* [WORK REQUIRED] Select the lines below containing the word "React".

* [DATA EXTRACT]

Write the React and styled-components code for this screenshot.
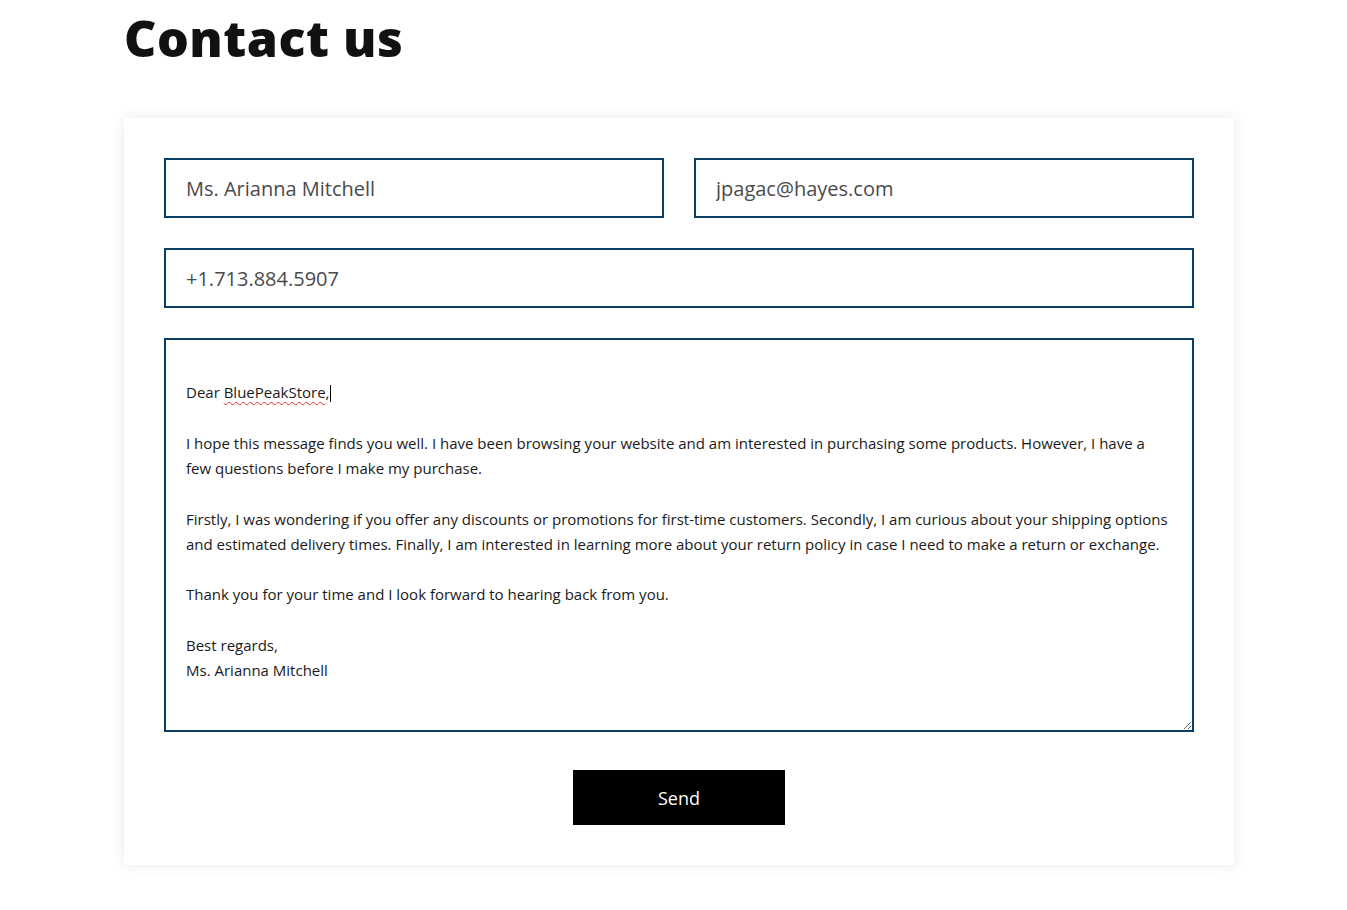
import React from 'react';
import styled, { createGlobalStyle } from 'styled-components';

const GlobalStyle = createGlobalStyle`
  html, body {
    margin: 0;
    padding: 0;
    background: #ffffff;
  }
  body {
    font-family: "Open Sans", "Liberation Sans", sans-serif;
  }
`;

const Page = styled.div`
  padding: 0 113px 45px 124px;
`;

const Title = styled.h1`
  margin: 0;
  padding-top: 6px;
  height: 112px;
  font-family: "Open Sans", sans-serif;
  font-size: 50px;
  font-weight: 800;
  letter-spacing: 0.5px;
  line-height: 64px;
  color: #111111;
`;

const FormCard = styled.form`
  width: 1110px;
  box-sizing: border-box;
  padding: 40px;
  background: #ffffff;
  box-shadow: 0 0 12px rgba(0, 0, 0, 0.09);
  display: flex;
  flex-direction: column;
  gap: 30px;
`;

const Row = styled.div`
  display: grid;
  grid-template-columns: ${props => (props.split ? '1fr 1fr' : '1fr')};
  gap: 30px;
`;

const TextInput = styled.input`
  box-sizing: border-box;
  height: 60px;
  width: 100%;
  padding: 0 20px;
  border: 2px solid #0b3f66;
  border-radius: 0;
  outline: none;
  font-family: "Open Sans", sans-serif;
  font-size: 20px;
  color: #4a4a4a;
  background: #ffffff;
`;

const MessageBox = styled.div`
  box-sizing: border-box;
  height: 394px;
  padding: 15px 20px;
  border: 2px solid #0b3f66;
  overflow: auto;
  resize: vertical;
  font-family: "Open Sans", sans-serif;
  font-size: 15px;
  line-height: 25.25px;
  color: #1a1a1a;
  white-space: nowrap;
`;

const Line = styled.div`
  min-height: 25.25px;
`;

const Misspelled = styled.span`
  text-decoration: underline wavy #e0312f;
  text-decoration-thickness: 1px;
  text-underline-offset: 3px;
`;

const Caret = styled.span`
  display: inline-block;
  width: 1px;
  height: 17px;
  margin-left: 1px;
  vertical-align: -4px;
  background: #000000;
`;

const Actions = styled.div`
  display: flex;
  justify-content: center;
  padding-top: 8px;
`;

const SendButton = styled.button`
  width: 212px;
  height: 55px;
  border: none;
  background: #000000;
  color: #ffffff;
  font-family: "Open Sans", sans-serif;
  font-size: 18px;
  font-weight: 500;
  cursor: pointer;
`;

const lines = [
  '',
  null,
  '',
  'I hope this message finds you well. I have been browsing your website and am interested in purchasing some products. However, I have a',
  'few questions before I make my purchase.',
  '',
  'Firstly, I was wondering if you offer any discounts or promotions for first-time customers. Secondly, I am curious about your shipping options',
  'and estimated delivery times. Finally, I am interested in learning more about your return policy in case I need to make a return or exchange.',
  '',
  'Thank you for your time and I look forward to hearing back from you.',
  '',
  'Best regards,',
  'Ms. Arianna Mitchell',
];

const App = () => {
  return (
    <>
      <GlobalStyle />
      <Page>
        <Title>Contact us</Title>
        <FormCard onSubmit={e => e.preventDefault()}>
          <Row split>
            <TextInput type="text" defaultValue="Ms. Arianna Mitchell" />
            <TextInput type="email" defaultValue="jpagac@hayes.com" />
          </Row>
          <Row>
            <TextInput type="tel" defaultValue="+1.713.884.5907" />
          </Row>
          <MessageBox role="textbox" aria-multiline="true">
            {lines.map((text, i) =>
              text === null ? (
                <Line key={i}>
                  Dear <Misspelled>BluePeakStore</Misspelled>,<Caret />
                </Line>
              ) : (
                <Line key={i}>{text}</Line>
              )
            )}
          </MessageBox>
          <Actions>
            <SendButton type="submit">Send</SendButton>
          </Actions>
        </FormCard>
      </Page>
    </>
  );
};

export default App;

* [ANSWER TO THE EXERCISE]
Write the React and styled-components code for this screenshot.
import React from 'react';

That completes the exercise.